Exercise – Go through the listing and pick out each line with the word "this" in it.

The records –
<<<<

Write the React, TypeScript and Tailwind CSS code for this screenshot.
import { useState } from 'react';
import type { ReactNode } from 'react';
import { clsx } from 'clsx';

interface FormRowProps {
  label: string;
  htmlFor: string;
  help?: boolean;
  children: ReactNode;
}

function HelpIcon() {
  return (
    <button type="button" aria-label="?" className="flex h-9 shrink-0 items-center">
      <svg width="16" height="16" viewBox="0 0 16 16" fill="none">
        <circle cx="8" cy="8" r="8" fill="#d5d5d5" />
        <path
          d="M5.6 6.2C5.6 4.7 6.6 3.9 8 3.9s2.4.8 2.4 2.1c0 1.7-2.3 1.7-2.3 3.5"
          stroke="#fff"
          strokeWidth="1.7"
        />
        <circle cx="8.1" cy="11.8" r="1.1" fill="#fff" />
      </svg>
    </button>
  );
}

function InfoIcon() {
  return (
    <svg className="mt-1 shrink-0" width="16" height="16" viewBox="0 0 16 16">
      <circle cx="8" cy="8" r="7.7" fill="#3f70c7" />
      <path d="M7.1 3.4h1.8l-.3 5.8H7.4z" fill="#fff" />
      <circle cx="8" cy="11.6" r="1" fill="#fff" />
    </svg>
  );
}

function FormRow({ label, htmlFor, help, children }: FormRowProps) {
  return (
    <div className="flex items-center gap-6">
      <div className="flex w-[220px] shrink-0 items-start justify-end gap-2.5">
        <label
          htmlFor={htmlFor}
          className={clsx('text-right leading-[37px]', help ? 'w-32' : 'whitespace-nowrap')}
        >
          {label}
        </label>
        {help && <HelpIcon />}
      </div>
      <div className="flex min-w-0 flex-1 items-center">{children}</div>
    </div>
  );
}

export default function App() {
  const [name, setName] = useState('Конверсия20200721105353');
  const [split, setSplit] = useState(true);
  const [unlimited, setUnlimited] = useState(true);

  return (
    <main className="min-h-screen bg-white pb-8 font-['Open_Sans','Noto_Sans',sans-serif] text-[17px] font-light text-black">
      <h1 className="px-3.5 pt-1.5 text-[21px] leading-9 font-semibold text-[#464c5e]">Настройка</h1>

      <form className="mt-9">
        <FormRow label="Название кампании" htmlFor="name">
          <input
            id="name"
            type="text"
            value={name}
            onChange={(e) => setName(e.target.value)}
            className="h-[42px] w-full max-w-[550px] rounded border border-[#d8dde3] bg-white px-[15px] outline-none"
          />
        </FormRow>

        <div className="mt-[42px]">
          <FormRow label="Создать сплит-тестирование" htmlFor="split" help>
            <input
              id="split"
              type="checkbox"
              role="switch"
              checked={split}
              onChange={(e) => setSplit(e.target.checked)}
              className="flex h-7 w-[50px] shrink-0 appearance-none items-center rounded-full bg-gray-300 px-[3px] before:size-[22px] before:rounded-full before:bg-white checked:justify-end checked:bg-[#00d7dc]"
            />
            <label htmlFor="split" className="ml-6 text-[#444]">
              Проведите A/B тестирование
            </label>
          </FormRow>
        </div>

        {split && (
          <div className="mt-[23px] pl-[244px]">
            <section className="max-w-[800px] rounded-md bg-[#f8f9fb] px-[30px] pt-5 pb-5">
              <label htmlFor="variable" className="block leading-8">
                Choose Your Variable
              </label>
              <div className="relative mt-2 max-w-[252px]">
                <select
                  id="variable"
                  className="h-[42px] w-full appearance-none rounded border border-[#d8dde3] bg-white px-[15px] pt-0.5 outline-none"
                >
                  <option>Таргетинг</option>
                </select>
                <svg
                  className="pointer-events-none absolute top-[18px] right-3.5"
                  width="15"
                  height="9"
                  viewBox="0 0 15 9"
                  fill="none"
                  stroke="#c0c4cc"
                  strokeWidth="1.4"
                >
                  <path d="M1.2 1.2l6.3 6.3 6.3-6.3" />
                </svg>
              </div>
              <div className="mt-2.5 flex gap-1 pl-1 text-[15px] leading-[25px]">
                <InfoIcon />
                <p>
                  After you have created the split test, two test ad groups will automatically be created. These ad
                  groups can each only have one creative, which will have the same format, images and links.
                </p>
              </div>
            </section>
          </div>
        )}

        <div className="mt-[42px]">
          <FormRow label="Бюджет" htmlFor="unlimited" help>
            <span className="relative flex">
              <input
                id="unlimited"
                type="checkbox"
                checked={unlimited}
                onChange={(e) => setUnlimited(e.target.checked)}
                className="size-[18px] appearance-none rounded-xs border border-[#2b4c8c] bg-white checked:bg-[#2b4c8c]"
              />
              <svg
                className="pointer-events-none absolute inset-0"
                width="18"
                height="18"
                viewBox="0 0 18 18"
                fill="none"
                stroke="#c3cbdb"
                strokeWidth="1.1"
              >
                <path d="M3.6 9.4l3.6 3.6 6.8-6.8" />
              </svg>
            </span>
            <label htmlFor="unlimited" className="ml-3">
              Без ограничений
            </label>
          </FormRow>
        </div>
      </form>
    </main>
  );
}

>>>>
<<<<

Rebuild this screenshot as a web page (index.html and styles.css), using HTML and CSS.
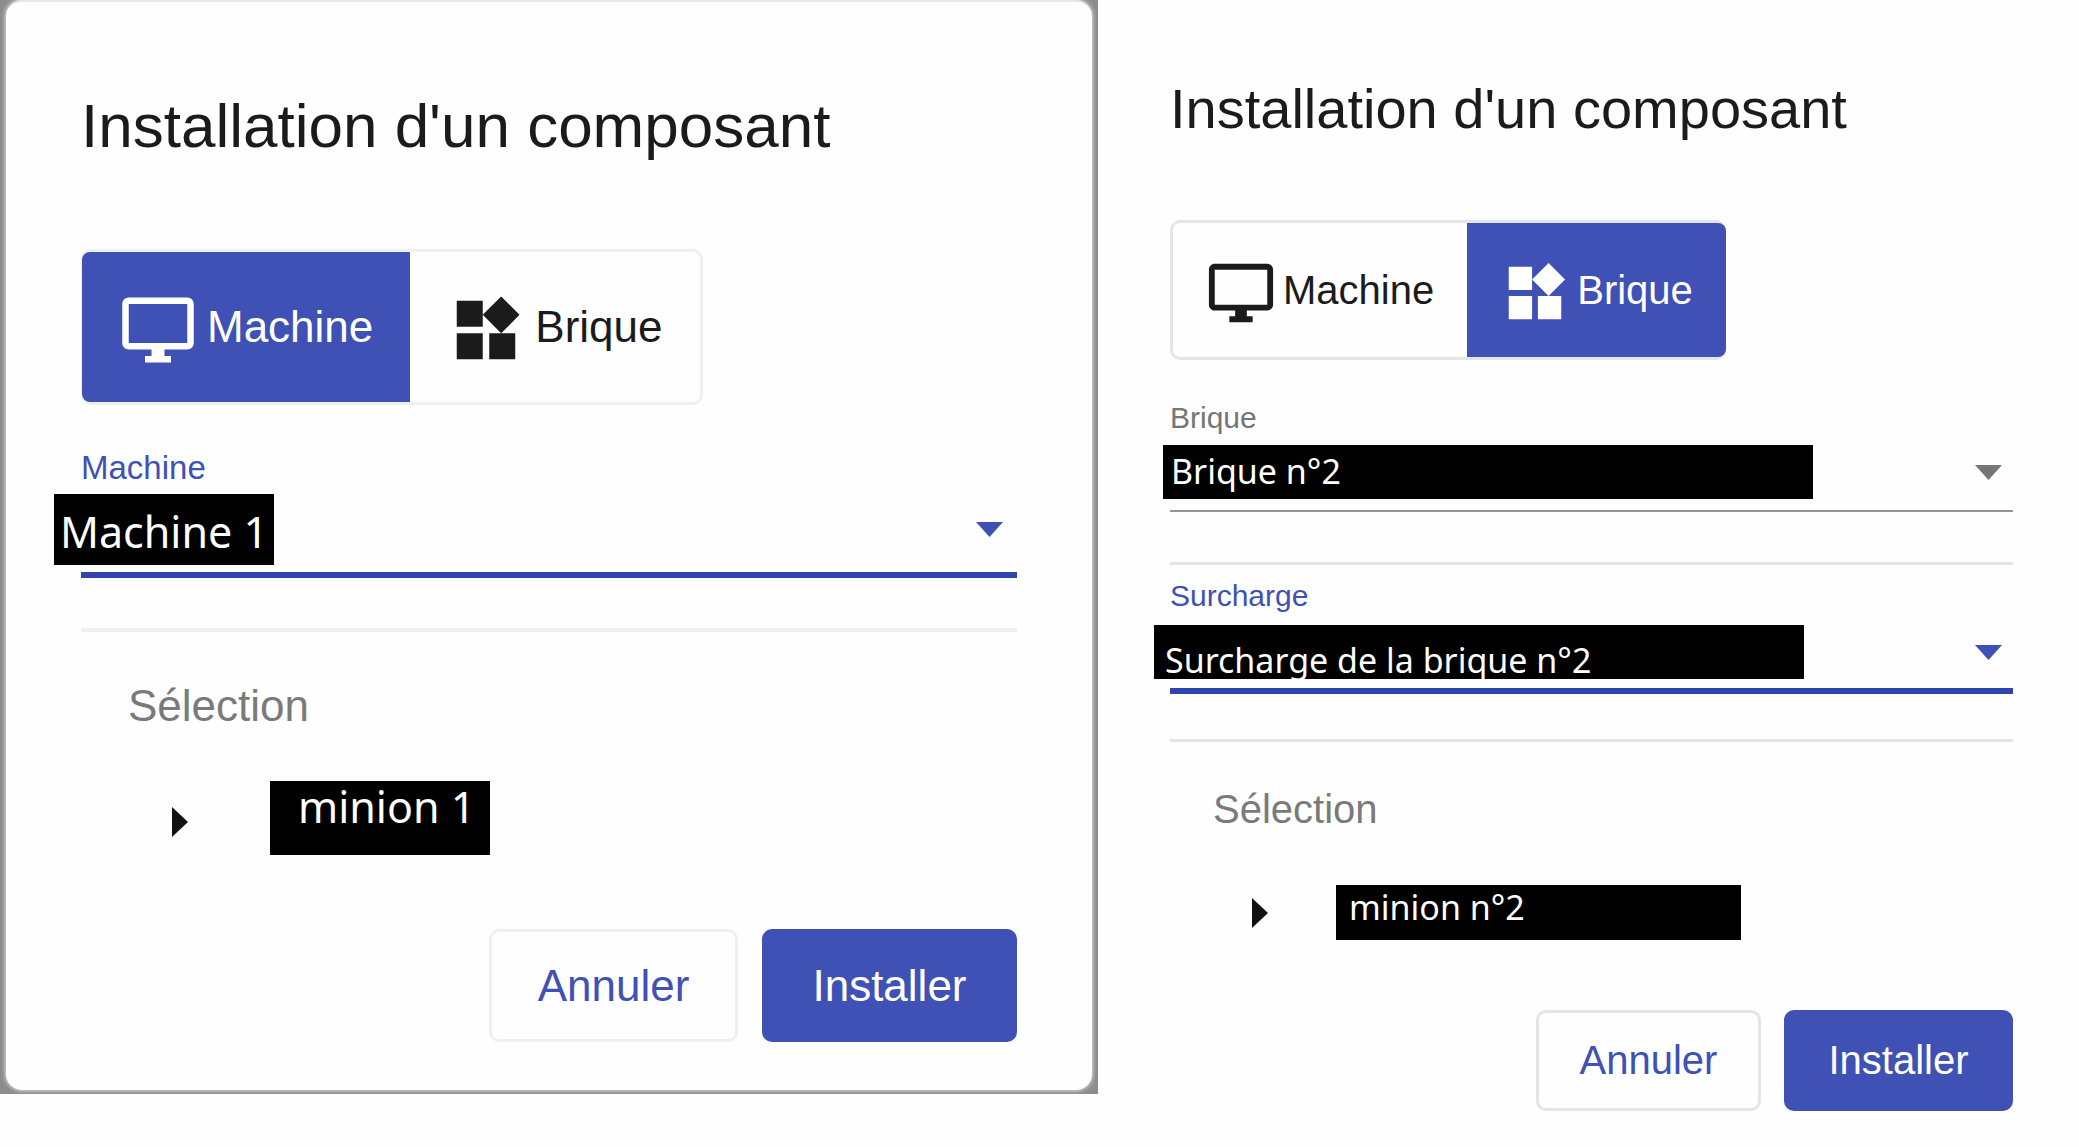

>>>>

Answer to the problem –
Write the React, TypeScript and Tailwind CSS code for this screenshot.
Rebuild this screenshot as a web page (index.html and styles.css), using HTML and CSS.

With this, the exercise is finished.